In the Fifties, the oceanography of the Mediterranean made rapid progress and the International Commission for the Scientific Exploration of the Mediterranean – which today has 17 member countries – took up its activities under the direction of H.S.H. Prince Rainier III, appointed President on 15th September 1956.

Concern with the question of the environment and marine pollution quickly came to occupy the first place in the work of the Commission. In 1959/1960 for example, anxiety at seeing the Mediterranean systematically used as a dumping-ground for radioactive waste was brought to the attention of two meetings organized at the Monaco Oceanographic Museum. These were, respectively, a conference of the International Atomic Energy Agency and secondly a congress – plenary assembly of the International Commission for the Scientific Exploration of the Mediterranean.

Simultaneously, the “Atoms for Peace” crusade was launched. Monaco joined it and H.S.H. Prince Rainier III then decided to create the Scientific Centre not only to take part in this international movement but also to complete in general terms the work of Prince Albert I.

The first studies of the Scientific Centre of Monaco were concerned with atmospheric radioactivity resulting from nuclear tests and then turned towards the use of low-level radioactivity for dating purposes, a method used with excellent results in the realms of oceanography and prehistoric anthropology (movement of water masses and carbon cycle).

The Centre also possesses a meteorological station and a seismological station, this latter being linked to a worldwide network for the observation and recording of movements of the earth’s crust. In this connection, it is noteworthy that anti-earthquake building regulations were introduced and made compulsory in the Principality some fifteen years ago.

It goes without saying that concern for the environment cannot leave the Scientific Centre indifferent and so, in order to track down pollution due to micro-organisms, this body carries regular and systematic surveillance of Monaco’s coastal waters.

In 1970, H.S.H. Prince Rainier III took the initiative in launching a Franco-Italo-Monégasque project for co-operation between the administrative, legal, technical and scientific authorities of these three countries bordering the Ligurian Sea.

A three-party agreement known as the RAMOGE Convention (it geographical application being initially from west to east, from Saint Raphaël to Monaco and on to Genoa) was signed in 1976 by the three countries concerned and came into force in 1981. The Scientific Centre in Monaco provides its secretariat.

As President of the International Commission for the Scientific Exploration of the Mediterranean, H.S.H. Prince Rainier III encouraged this international organization to set up a specialized committee to combat marine pollution which regularly organizes, every second year, a series of study days devoted to providing an updated review of the problems of the marine environment in the Mediterranean.

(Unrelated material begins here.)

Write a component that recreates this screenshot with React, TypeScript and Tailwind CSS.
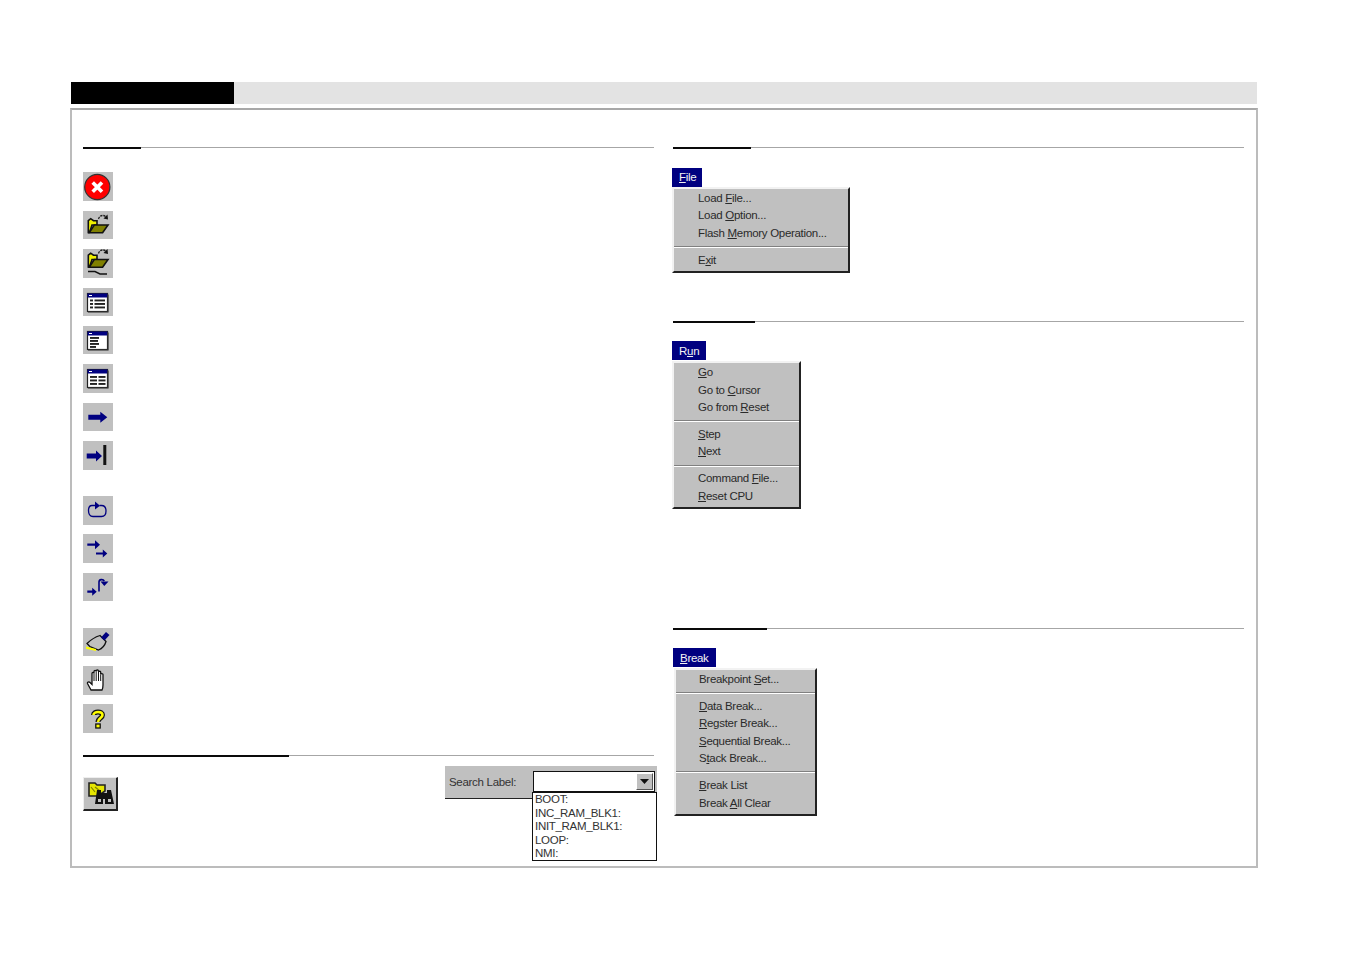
import React from "react";

const Btn = ({ h, mt, children }: { h: string; mt: string; children: React.ReactNode }) => (
  <div className={`w-[30px] bg-[#c0c0c0] ${h} ${mt}`}>{children}</div>
);
const Svg = ({ children, h = 28 }: { children: React.ReactNode; h?: number }) => (
  <svg width="30" height={h} viewBox={`0 0 30 ${h}`} className="block">{children}</svg>
);

const Stop = () => (
  <Svg h={29}>
    <circle cx="14.3" cy="15" r="12.6" fill="#ff0000" stroke="#333" strokeWidth="1.2" />
    <path d="M9.7 10.4 19 19.7M19 10.4 9.7 19.7" stroke="#fff" strokeWidth="3.6" />
  </Svg>
);
const Folder = ({ dy = 0 }: { dy?: number }) => (
  <g transform={`translate(0 ${dy})`}>
    <path d="M15.5 8C16.5 4.5 20 3.5 22.5 5.5" fill="none" stroke="#222" strokeWidth="1.3" strokeDasharray="2.4 0.8" />
    <path d="M20.5 7.5 25 8.5 24.5 3.5Z" fill="#111" />
    <path d="M5.3 21.5V9.7L7.7 7.7 10.5 9.7H14V14H9L6.5 21.5Z" fill="#f0f000" stroke="#111" strokeWidth="1.6" />
    <path d="M6.2 21.7 11.3 14H25L19.6 21.7Z" fill="#808000" stroke="#111" strokeWidth="1.6" />
  </g>
);
const Win = ({ children }: { children: React.ReactNode }) => (
  <Svg>
    <rect x="4.5" y="5.5" width="20" height="18" fill="#fff" stroke="#222" strokeWidth="1.2" />
    <rect x="4.5" y="5.5" width="20" height="4" fill="#000080" />
    <rect x="6" y="7" width="3" height="1" fill="#fff" />
    <path d="M25 6.5V24H5" fill="none" stroke="#333" strokeWidth="1.2" />
    {children}
  </Svg>
);
const L = ({ x, y, w }: { x: number; y: number; w: number }) => <rect x={x} y={y} width={w} height="1.9" fill="#222" />;

const BLUE = "#000080";
const Arrow = ({ x1, x2, y, t, hw, hl }: { x1: number; x2: number; y: number; t: number; hw: number; hl: number }) => (
  <path
    d={`M${x1} ${y - t / 2}H${x2 - hl}V${y - hw / 2}L${x2} ${y}L${x2 - hl} ${y + hw / 2}V${y + t / 2}H${x1}Z`}
    fill={BLUE}
  />
);

const icons: { h: string; mt: string; el: React.ReactNode }[] = [
  { h: "h-[29px]", mt: "mt-[23px]", el: <Stop /> },
  { h: "h-[28px]", mt: "mt-[10px]", el: <Svg><Folder /></Svg> },
  {
    h: "h-[29px]", mt: "mt-[10px]",
    el: (
      <Svg h={29}>
        <Folder dy={-3.5} />
        <path d="M5 22.5H12L17 25H24" fill="none" stroke="#111" strokeWidth="1.4" />
      </Svg>
    ),
  },
  {
    h: "h-[28px]", mt: "mt-[10px]",
    el: (
      <Win>
        <rect x="7" y="11.5" width="3" height="1.9" fill="#222" /><L x={11.5} y={11.5} w={10.5} />
        <rect x="7" y="15" width="3" height="1.9" fill="#222" /><L x={11.5} y={15} w={10.5} />
        <rect x="7" y="18.5" width="3" height="1.9" fill="#222" /><L x={11.5} y={18.5} w={10.5} />
      </Win>
    ),
  },
  {
    h: "h-[28px]", mt: "mt-[10px]",
    el: (
      <Win>
        <L x={7} y={11} w={9} /><L x={7} y={14} w={8} /><L x={7} y={17} w={9} /><L x={7} y={20} w={6} />
      </Win>
    ),
  },
  {
    h: "h-[29px]", mt: "mt-[10px]",
    el: (
      <Win>
        <L x={7} y={12} w={7} /><L x={15.5} y={12} w={7} />
        <L x={7} y={15.5} w={7} /><L x={15.5} y={15.5} w={7} />
        <L x={7} y={19} w={7} /><L x={15.5} y={19} w={7} />
      </Win>
    ),
  },
  { h: "h-[28px]", mt: "mt-[10px]", el: <Svg><Arrow x1={5.3} x2={24.3} y={14.3} t={5} hw={11} hl={7} /></Svg> },
  {
    h: "h-[29px]", mt: "mt-[10px]",
    el: (
      <Svg h={29}>
        <Arrow x1={3.7} x2={19} y={15} t={5} hw={11} hl={6} />
        <rect x="20.3" y="4" width="3" height="20" fill="#111" />
      </Svg>
    ),
  },
  {
    h: "h-[29px]", mt: "mt-[26px]",
    el: (
      <Svg h={29}>
        <path d="M12.5 9.5H9C6.5 9.5 5.5 11.5 5.5 14.5C5.5 18 7 20.5 10 20.5H18.5C21.5 20.5 23 18 23 15C23 12 21.5 9.5 18.5 9.5H16.5" fill="none" stroke={BLUE} strokeWidth="1.3" />
        <path d="M12 5.5 17 9.7 12 13.5Z" fill={BLUE} />
      </Svg>
    ),
  },
  {
    h: "h-[29px]", mt: "mt-[9px]",
    el: (
      <Svg h={29}>
        <Arrow x1={4.3} x2={17} y={10.7} t={2.2} hw={9} hl={5} />
        <Arrow x1={13} x2={24.3} y={19.5} t={2.2} hw={8} hl={4.5} />
      </Svg>
    ),
  },
  {
    h: "h-[28px]", mt: "mt-[10px]",
    el: (
      <Svg>
        <Arrow x1={4.3} x2={13.7} y={18.7} t={2.2} hw={8} hl={4.5} />
        <path d="M16 18.5V9C16 6.3 20 5.8 21.3 8" fill="none" stroke={BLUE} strokeWidth="1.6" />
        <path d="M17.5 8.5H25.5L21.3 13Z" fill={BLUE} />
      </Svg>
    ),
  },
  {
    h: "h-[28px]", mt: "mt-[27px]",
    el: (
      <Svg>
        <path d="M4 15.5C8 11.5 12 9 17 7.5L23 13.5C22 17 19 20.5 15.5 22L7 18.7Z" fill="#c0c0c0" stroke="#111" strokeWidth="1.3" />
        <path d="M18 9.5 23 4 26.5 7 21.5 12.5Z" fill={BLUE} />
        <path d="M3 18.5 13 21V23L3 20.8Z" fill="#ffff00" />
      </Svg>
    ),
  },
  {
    h: "h-[29px]", mt: "mt-[10px]",
    el: (
      <Svg h={29}>
        <path
          d="M8 24 4.5 17.5C4 16 6 15.5 7 16.5L9 18.5V7.5C9 6 11 6 11 7.5V5.5C11 4 13.2 4 13.2 5.5V5C13.2 3.5 15.5 3.5 15.5 5V6C15.5 4.8 17.7 4.8 17.7 6V8.5C17.7 7.3 20 7.3 20 8.5V19C20 21.5 19.5 23 19 24Z"
          fill="#fff"
          stroke="#111"
          strokeWidth="1.3"
        />
        <path d="M11 7.5V15M13.2 5.5V15M15.5 6V15M17.7 8.5V15" stroke="#111" strokeWidth="1" />
      </Svg>
    ),
  },
  {
    h: "h-[29px]", mt: "mt-[9px]",
    el: (
      <Svg h={29}>
        <path d="M10.5 11C10.5 7 19.5 7 19.5 11C19.5 14 15 14 15 18" fill="none" stroke="#111" strokeWidth="5" />
        <path d="M10.5 11C10.5 7 19.5 7 19.5 11C19.5 14 15 14 15 18" fill="none" stroke="#ffff00" strokeWidth="2.6" />
        <rect x="12.8" y="20" width="4.4" height="4" fill="#ffff00" stroke="#111" strokeWidth="1.3" />
      </Svg>
    ),
  },
];

const Rule = ({ w }: { w: string }) => (
  <div className="relative h-[2px] bg-[linear-gradient(#a6a6a6_50%,transparent_50%)]">
    <div className={`absolute left-0 top-0 h-[2px] bg-[#0a0a0a] ${w}`} />
  </div>
);

const U = ({ children }: { children: React.ReactNode }) => <span className="underline underline-offset-[1px]">{children}</span>;

const Item = ({ children }: { children: React.ReactNode }) => (
  <div className="h-[17.4px] pl-[24px] leading-[17.4px] whitespace-nowrap">{children}</div>
);
const Sep = () => (
  <div className="my-[3.8px] h-[2px] border-t border-b border-t-[#808080] border-b-white" />
);

const Menu = ({ title, tabW, menuW, gap, children }: { title: React.ReactNode; tabW: string; menuW: string; gap: string; children: React.ReactNode }) => (
  <div>
    <div className={`h-[19px] bg-[#000080] text-[#f4f4f4] pl-[7px] leading-[19px] ${tabW}`}>{title}</div>
    <div className={`bg-[#c0c0c0] border-t-2 border-l-2 border-t-[#f2f2f2] border-l-[#f2f2f2] border-r-2 border-b-2 border-r-[#222] border-b-[#222] pt-[1px] pb-[2px] text-[#2a2a2a] ${gap} ${menuW}`}>
      {children}
    </div>
  </div>
);

export default function App() {
  return (
    <div className="min-h-[954px] bg-white pt-[82px] font-['Liberation_Sans',Arial,sans-serif] text-[11.5px] tracking-[-0.3px]">
      <div className="ml-[71px] w-[1186px] h-[22px] bg-[#e3e3e3] flex">
        <div className="w-[163px] bg-black" />
      </div>
      <div className="ml-[70px] mt-[4px] w-[1188px] h-[760px] border-2 border-[#bcbcbc] border-t-[#a8a8a8] pt-[37px] pl-[11px] pr-[12px] flex gap-[19px]">
        <div className="w-[571px]">
          <Rule w="w-[58px]" />
          <div className="flex flex-col">
            {icons.map((ic, i) => (
              <Btn key={i} h={ic.h} mt={ic.mt}>{ic.el}</Btn>
            ))}
          </div>
          <div className="mt-[22px]">
            <Rule w="w-[206px]" />
          </div>
          <div className="relative mt-[9px] flex items-start justify-between">
            <div className="mt-[11px] h-[34px] w-[35px] bg-[#c0c0c0] border-t border-l border-t-[#eee] border-l-[#eee] border-r-2 border-b-2 border-r-[#222] border-b-[#222]">
              <svg width="33" height="32" viewBox="0 0 33 32" className="block">
                <path d="M5 5H11L13 7H21V13L14 18H5Z" fill="#e6e600" stroke="#222" strokeWidth="1.6" />
                <path d="M7 9 11 14M11 9 16 13" stroke="#808000" strokeWidth="1.2" />
                <path d="M13 12H17V15H23V12H27L30 26H21V21H19V26H11Z" fill="#111" />
                <rect x="14" y="21" width="3" height="3" fill="#c0c0c0" />
                <rect x="24" y="21" width="3" height="3" fill="#c0c0c0" />
              </svg>
            </div>
            <div className="mr-[-3px] h-[33px] w-[212px] bg-[#c0c0c0] border-b border-b-[#222] flex items-start">
              <div className="ml-[4px] mt-[8px] w-[84px] text-[#333] leading-[16px]">Search Label:</div>
              <div className="mt-[5px] h-[21px] w-[122px] border border-[#111] bg-white flex justify-end items-stretch p-px">
                <div className="w-[17px] bg-[#c0c0c0] border-t border-l border-t-white border-l-white border-r border-b border-r-[#555] border-b-[#555] flex items-center justify-center">
                  <svg width="9" height="5" viewBox="0 0 9 5"><path d="M0 0H9L4.5 5Z" fill="#111" /></svg>
                </div>
              </div>
              <div className="absolute right-[-3px] top-[26px] w-[125px] h-[69px] border border-[#111] bg-white pl-[2px] text-[#333] leading-[13.6px]">
                <div>BOOT:</div>
                <div>INC_RAM_BLK1:</div>
                <div>INIT_RAM_BLK1:</div>
                <div>LOOP:</div>
                <div>NMI:</div>
              </div>
            </div>
          </div>
        </div>
        <div className="flex-1">
          <Rule w="w-[78px]" />
          <div className="mt-[19px] ml-[-1px]">
            <Menu gap="mt-0" tabW="w-[30px]" menuW="w-[178px]" title={<><U>F</U>ile</>}>
              <Item>Load <U>F</U>ile...</Item>
              <Item>Load <U>O</U>ption...</Item>
              <Item>Flash <U>M</U>emory Operation...</Item>
              <Sep />
              <Item>E<U>x</U>it</Item>
            </Menu>
          </div>
          <div className="mt-[48px]"><Rule w="w-[82px]" /></div>
          <div className="mt-[18px] ml-[-1px]">
            <Menu gap="mt-px" tabW="w-[34px] pt-px" menuW="w-[129px]" title={<>R<U>u</U>n</>}>
              <Item><U>G</U>o</Item>
              <Item>Go to <U>C</U>ursor</Item>
              <Item>Go from <U>R</U>eset</Item>
              <Sep />
              <Item><U>S</U>tep</Item>
              <Item><U>N</U>ext</Item>
              <Sep />
              <Item>Command <U>F</U>ile...</Item>
              <Item><U>R</U>eset CPU</Item>
            </Menu>
          </div>
          <div className="mt-[119px]"><Rule w="w-[94px]" /></div>
          <div className="mt-[18px]">
            <Menu gap="mt-px ml-px" tabW="w-[43px] pt-px" menuW="w-[143px]" title={<><U>B</U>reak</>}>
              <div className="-ml-px">
                <Item>Breakpoint <U>S</U>et...</Item>
              </div>
              <Sep />
              <div className="-ml-px">
                <Item><U>D</U>ata Break...</Item>
                <Item><U>R</U>egster Break...</Item>
                <Item><U>S</U>equential Break...</Item>
                <Item>S<U>t</U>ack Break...</Item>
              </div>
              <Sep />
              <div className="-ml-px">
                <Item><U>B</U>reak List</Item>
                <Item>Break <U>A</U>ll Clear</Item>
              </div>
            </Menu>
          </div>
        </div>
      </div>
    </div>
  );
}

As a result of an agreement reached between the International Atomic Energy Agency – whose headquarters are in Vienna – the Government of the Principality and the Oceanographic Institute, the International Laboratory of Marine Radioactivity has been located in the Principality since 1961.

Co-operating with the Scientific Centre, this laboratory has acquired a considerable amount of experience in measuring radioactivity in the sea. With the support of the United Nations Programme for the Environment, it has developed different forms of surveillance of the marine environment on a worldwide scale.

Scientific information and its diffusion are efficiently provided by the library of the Oceanographic Museum and the bulletins of the Oceanographic Institute, to which should be added the publications of the International Hydrographic Bureau, the International Commission for the Scientific Exploration of the Mediterranean and the Museum of Prehistoric Anthropology.

In this way, the Principality of Monaco has, for over a century, been participating whole heartedly in the growth of international scientific co-operation which was the desire of Prince Albert I in these key areas of oceanography and anthropology, the protection of nature and the campaign against marine pollution.

This last activity is also undertaken, more modestly but with enthusiasm, by the Monégasque Association for the Protection of Nature which has established the Monaco Underwater Reserve with a surface area of nearly 50 hectares where, in complete calm, numerous species of fish live happily and a vast bed of posidonia grows undisturbed.

In 1971, H.S.H. Prince Rainier III created the “Albert I of Monaco” Prize for Oceanography which has as its object the “stimulation of research-workers by giving the best of them some official recognition of its esteem for work completed, dangers run and discoveries made at sea and under the sea where the unknown is still immense”.